WRITTEN EXERCISE:
Repeat every entry word for word, but leave the images out of your copy.

[RECORDS FOR THIS TASK start]

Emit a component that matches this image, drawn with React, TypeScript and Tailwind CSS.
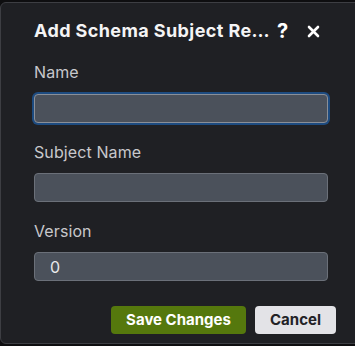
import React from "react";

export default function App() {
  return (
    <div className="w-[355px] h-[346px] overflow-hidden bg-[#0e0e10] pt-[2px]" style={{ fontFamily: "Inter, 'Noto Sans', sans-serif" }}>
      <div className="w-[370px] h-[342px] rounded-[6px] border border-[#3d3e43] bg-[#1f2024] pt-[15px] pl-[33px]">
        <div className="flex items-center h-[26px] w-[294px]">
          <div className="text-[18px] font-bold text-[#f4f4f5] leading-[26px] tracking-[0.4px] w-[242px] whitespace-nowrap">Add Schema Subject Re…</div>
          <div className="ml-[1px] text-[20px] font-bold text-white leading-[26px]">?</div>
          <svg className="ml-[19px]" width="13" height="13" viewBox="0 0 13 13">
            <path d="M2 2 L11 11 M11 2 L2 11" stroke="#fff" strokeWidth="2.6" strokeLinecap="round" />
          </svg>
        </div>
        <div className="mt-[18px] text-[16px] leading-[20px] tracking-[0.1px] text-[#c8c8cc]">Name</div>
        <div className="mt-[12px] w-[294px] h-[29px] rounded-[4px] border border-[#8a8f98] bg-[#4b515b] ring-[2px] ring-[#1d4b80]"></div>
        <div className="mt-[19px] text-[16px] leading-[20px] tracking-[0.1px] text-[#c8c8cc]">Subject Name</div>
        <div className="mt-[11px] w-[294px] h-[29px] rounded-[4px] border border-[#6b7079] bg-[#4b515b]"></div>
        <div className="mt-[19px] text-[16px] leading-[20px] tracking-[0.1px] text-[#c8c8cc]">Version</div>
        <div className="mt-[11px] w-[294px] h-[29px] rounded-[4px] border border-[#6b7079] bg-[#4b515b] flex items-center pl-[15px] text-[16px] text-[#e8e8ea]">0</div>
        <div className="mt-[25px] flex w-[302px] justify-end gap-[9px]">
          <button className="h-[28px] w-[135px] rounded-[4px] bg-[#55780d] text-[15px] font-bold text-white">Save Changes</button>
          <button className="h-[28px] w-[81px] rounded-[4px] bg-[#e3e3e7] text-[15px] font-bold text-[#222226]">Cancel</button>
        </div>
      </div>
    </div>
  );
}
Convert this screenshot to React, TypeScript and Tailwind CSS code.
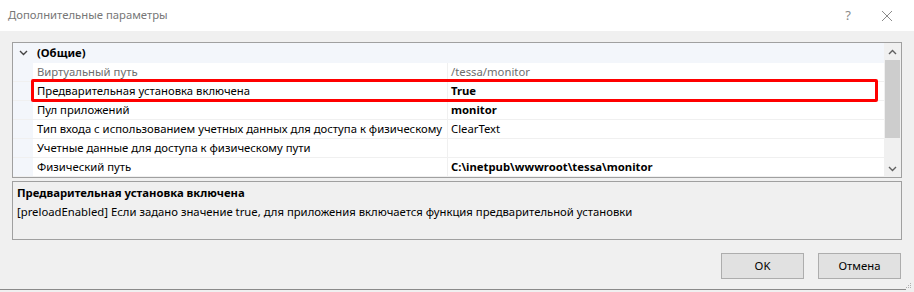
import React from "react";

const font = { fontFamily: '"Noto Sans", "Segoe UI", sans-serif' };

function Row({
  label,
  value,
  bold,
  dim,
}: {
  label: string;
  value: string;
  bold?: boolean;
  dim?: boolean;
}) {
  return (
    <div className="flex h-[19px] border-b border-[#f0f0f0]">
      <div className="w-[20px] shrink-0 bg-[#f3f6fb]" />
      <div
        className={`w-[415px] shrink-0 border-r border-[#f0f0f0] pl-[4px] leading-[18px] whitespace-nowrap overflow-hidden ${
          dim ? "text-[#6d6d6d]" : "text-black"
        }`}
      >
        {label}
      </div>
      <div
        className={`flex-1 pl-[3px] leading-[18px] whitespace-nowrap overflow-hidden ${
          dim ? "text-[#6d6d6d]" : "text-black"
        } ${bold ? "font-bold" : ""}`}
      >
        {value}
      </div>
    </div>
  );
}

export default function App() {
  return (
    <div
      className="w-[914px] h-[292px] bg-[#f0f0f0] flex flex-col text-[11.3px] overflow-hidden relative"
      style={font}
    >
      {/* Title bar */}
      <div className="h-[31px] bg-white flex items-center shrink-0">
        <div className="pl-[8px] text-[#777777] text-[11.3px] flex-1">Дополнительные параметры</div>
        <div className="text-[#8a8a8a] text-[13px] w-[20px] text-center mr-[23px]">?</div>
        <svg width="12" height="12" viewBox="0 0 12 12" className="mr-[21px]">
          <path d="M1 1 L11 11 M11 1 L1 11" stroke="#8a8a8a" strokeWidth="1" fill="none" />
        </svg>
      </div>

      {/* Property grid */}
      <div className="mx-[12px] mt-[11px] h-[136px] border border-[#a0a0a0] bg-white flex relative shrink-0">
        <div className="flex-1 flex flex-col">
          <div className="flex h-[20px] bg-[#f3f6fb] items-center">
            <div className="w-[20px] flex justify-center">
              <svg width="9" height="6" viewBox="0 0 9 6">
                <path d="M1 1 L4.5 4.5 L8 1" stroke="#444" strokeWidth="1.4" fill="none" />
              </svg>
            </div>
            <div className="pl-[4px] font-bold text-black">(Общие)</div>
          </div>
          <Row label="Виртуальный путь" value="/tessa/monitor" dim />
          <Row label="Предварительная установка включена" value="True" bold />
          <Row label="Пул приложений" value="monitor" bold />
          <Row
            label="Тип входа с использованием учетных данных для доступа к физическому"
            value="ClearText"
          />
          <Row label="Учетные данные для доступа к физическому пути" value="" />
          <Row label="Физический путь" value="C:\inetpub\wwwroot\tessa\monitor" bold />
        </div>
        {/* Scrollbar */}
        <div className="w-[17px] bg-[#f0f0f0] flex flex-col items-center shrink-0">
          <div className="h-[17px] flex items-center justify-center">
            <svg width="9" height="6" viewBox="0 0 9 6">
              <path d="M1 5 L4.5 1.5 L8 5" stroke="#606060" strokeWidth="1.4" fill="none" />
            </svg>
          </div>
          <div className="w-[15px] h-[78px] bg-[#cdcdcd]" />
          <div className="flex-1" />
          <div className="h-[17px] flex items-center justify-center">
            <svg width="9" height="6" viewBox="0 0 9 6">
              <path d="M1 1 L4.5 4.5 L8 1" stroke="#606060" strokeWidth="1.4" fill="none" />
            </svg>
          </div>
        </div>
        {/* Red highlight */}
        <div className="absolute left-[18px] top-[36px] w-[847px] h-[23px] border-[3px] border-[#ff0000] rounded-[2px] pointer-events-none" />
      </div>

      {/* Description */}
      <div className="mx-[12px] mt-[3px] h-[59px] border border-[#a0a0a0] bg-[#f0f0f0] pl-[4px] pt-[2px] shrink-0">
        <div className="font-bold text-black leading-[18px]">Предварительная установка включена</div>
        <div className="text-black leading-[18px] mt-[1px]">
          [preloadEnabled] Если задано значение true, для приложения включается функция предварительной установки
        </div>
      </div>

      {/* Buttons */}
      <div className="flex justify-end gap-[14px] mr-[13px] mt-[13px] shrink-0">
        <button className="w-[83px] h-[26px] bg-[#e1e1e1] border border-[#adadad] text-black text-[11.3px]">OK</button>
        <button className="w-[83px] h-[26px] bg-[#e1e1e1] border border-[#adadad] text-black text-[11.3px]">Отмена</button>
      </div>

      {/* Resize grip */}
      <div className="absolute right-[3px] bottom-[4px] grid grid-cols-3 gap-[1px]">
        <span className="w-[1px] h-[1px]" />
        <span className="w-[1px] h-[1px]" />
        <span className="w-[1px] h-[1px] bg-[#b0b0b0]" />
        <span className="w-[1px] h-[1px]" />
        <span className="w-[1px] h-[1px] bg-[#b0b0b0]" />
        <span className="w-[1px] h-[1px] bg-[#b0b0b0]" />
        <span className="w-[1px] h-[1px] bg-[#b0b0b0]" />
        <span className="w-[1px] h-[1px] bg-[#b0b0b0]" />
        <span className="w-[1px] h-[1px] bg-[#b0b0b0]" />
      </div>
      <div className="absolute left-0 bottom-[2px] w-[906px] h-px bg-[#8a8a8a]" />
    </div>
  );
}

[RECORDS FOR THIS TASK end]

WRITTEN ANSWER:
Emit a component that matches this image, drawn with React, TypeScript and Tailwind CSS.
import React from "react";

export default function App() {
  return (
    <div className="w-[355px] h-[346px] overflow-hidden bg-[#0e0e10] pt-[2px]" style={{ fontFamily: "Inter, 'Noto Sans', sans-serif" }}>
      <div className="w-[370px] h-[342px] rounded-[6px] border border-[#3d3e43] bg-[#1f2024] pt-[15px] pl-[33px]">
        <div className="flex items-center h-[26px] w-[294px]">
          <div className="text-[18px] font-bold text-[#f4f4f5] leading-[26px] tracking-[0.4px] w-[242px] whitespace-nowrap">Add Schema Subject Re…</div>
          <div className="ml-[1px] text-[20px] font-bold text-white leading-[26px]">?</div>
          <svg className="ml-[19px]" width="13" height="13" viewBox="0 0 13 13">
            <path d="M2 2 L11 11 M11 2 L2 11" stroke="#fff" strokeWidth="2.6" strokeLinecap="round" />
          </svg>
        </div>
        <div className="mt-[18px] text-[16px] leading-[20px] tracking-[0.1px] text-[#c8c8cc]">Name</div>
        <div className="mt-[12px] w-[294px] h-[29px] rounded-[4px] border border-[#8a8f98] bg-[#4b515b] ring-[2px] ring-[#1d4b80]"></div>
        <div className="mt-[19px] text-[16px] leading-[20px] tracking-[0.1px] text-[#c8c8cc]">Subject Name</div>
        <div className="mt-[11px] w-[294px] h-[29px] rounded-[4px] border border-[#6b7079] bg-[#4b515b]"></div>
        <div className="mt-[19px] text-[16px] leading-[20px] tracking-[0.1px] text-[#c8c8cc]">Version</div>
        <div className="mt-[11px] w-[294px] h-[29px] rounded-[4px] border border-[#6b7079] bg-[#4b515b] flex items-center pl-[15px] text-[16px] text-[#e8e8ea]">0</div>
        <div className="mt-[25px] flex w-[302px] justify-end gap-[9px]">
          <button className="h-[28px] w-[135px] rounded-[4px] bg-[#55780d] text-[15px] font-bold text-white">Save Changes</button>
          <button className="h-[28px] w-[81px] rounded-[4px] bg-[#e3e3e7] text-[15px] font-bold text-[#222226]">Cancel</button>
        </div>
      </div>
    </div>
  );
}
Convert this screenshot to React, TypeScript and Tailwind CSS code.
import React from "react";

const font = { fontFamily: '"Noto Sans", "Segoe UI", sans-serif' };

function Row({
  label,
  value,
  bold,
  dim,
}: {
  label: string;
  value: string;
  bold?: boolean;
  dim?: boolean;
}) {
  return (
    <div className="flex h-[19px] border-b border-[#f0f0f0]">
      <div className="w-[20px] shrink-0 bg-[#f3f6fb]" />
      <div
        className={`w-[415px] shrink-0 border-r border-[#f0f0f0] pl-[4px] leading-[18px] whitespace-nowrap overflow-hidden ${
          dim ? "text-[#6d6d6d]" : "text-black"
        }`}
      >
        {label}
      </div>
      <div
        className={`flex-1 pl-[3px] leading-[18px] whitespace-nowrap overflow-hidden ${
          dim ? "text-[#6d6d6d]" : "text-black"
        } ${bold ? "font-bold" : ""}`}
      >
        {value}
      </div>
    </div>
  );
}

export default function App() {
  return (
    <div
      className="w-[914px] h-[292px] bg-[#f0f0f0] flex flex-col text-[11.3px] overflow-hidden relative"
      style={font}
    >
      {/* Title bar */}
      <div className="h-[31px] bg-white flex items-center shrink-0">
        <div className="pl-[8px] text-[#777777] text-[11.3px] flex-1">Дополнительные параметры</div>
        <div className="text-[#8a8a8a] text-[13px] w-[20px] text-center mr-[23px]">?</div>
        <svg width="12" height="12" viewBox="0 0 12 12" className="mr-[21px]">
          <path d="M1 1 L11 11 M11 1 L1 11" stroke="#8a8a8a" strokeWidth="1" fill="none" />
        </svg>
      </div>

      {/* Property grid */}
      <div className="mx-[12px] mt-[11px] h-[136px] border border-[#a0a0a0] bg-white flex relative shrink-0">
        <div className="flex-1 flex flex-col">
          <div className="flex h-[20px] bg-[#f3f6fb] items-center">
            <div className="w-[20px] flex justify-center">
              <svg width="9" height="6" viewBox="0 0 9 6">
                <path d="M1 1 L4.5 4.5 L8 1" stroke="#444" strokeWidth="1.4" fill="none" />
              </svg>
            </div>
            <div className="pl-[4px] font-bold text-black">(Общие)</div>
          </div>
          <Row label="Виртуальный путь" value="/tessa/monitor" dim />
          <Row label="Предварительная установка включена" value="True" bold />
          <Row label="Пул приложений" value="monitor" bold />
          <Row
            label="Тип входа с использованием учетных данных для доступа к физическому"
            value="ClearText"
          />
          <Row label="Учетные данные для доступа к физическому пути" value="" />
          <Row label="Физический путь" value="C:\inetpub\wwwroot\tessa\monitor" bold />
        </div>
        {/* Scrollbar */}
        <div className="w-[17px] bg-[#f0f0f0] flex flex-col items-center shrink-0">
          <div className="h-[17px] flex items-center justify-center">
            <svg width="9" height="6" viewBox="0 0 9 6">
              <path d="M1 5 L4.5 1.5 L8 5" stroke="#606060" strokeWidth="1.4" fill="none" />
            </svg>
          </div>
          <div className="w-[15px] h-[78px] bg-[#cdcdcd]" />
          <div className="flex-1" />
          <div className="h-[17px] flex items-center justify-center">
            <svg width="9" height="6" viewBox="0 0 9 6">
              <path d="M1 1 L4.5 4.5 L8 1" stroke="#606060" strokeWidth="1.4" fill="none" />
            </svg>
          </div>
        </div>
        {/* Red highlight */}
        <div className="absolute left-[18px] top-[36px] w-[847px] h-[23px] border-[3px] border-[#ff0000] rounded-[2px] pointer-events-none" />
      </div>

      {/* Description */}
      <div className="mx-[12px] mt-[3px] h-[59px] border border-[#a0a0a0] bg-[#f0f0f0] pl-[4px] pt-[2px] shrink-0">
        <div className="font-bold text-black leading-[18px]">Предварительная установка включена</div>
        <div className="text-black leading-[18px] mt-[1px]">
          [preloadEnabled] Если задано значение true, для приложения включается функция предварительной установки
        </div>
      </div>

      {/* Buttons */}
      <div className="flex justify-end gap-[14px] mr-[13px] mt-[13px] shrink-0">
        <button className="w-[83px] h-[26px] bg-[#e1e1e1] border border-[#adadad] text-black text-[11.3px]">OK</button>
        <button className="w-[83px] h-[26px] bg-[#e1e1e1] border border-[#adadad] text-black text-[11.3px]">Отмена</button>
      </div>

      {/* Resize grip */}
      <div className="absolute right-[3px] bottom-[4px] grid grid-cols-3 gap-[1px]">
        <span className="w-[1px] h-[1px]" />
        <span className="w-[1px] h-[1px]" />
        <span className="w-[1px] h-[1px] bg-[#b0b0b0]" />
        <span className="w-[1px] h-[1px]" />
        <span className="w-[1px] h-[1px] bg-[#b0b0b0]" />
        <span className="w-[1px] h-[1px] bg-[#b0b0b0]" />
        <span className="w-[1px] h-[1px] bg-[#b0b0b0]" />
        <span className="w-[1px] h-[1px] bg-[#b0b0b0]" />
        <span className="w-[1px] h-[1px] bg-[#b0b0b0]" />
      </div>
      <div className="absolute left-0 bottom-[2px] w-[906px] h-px bg-[#8a8a8a]" />
    </div>
  );
}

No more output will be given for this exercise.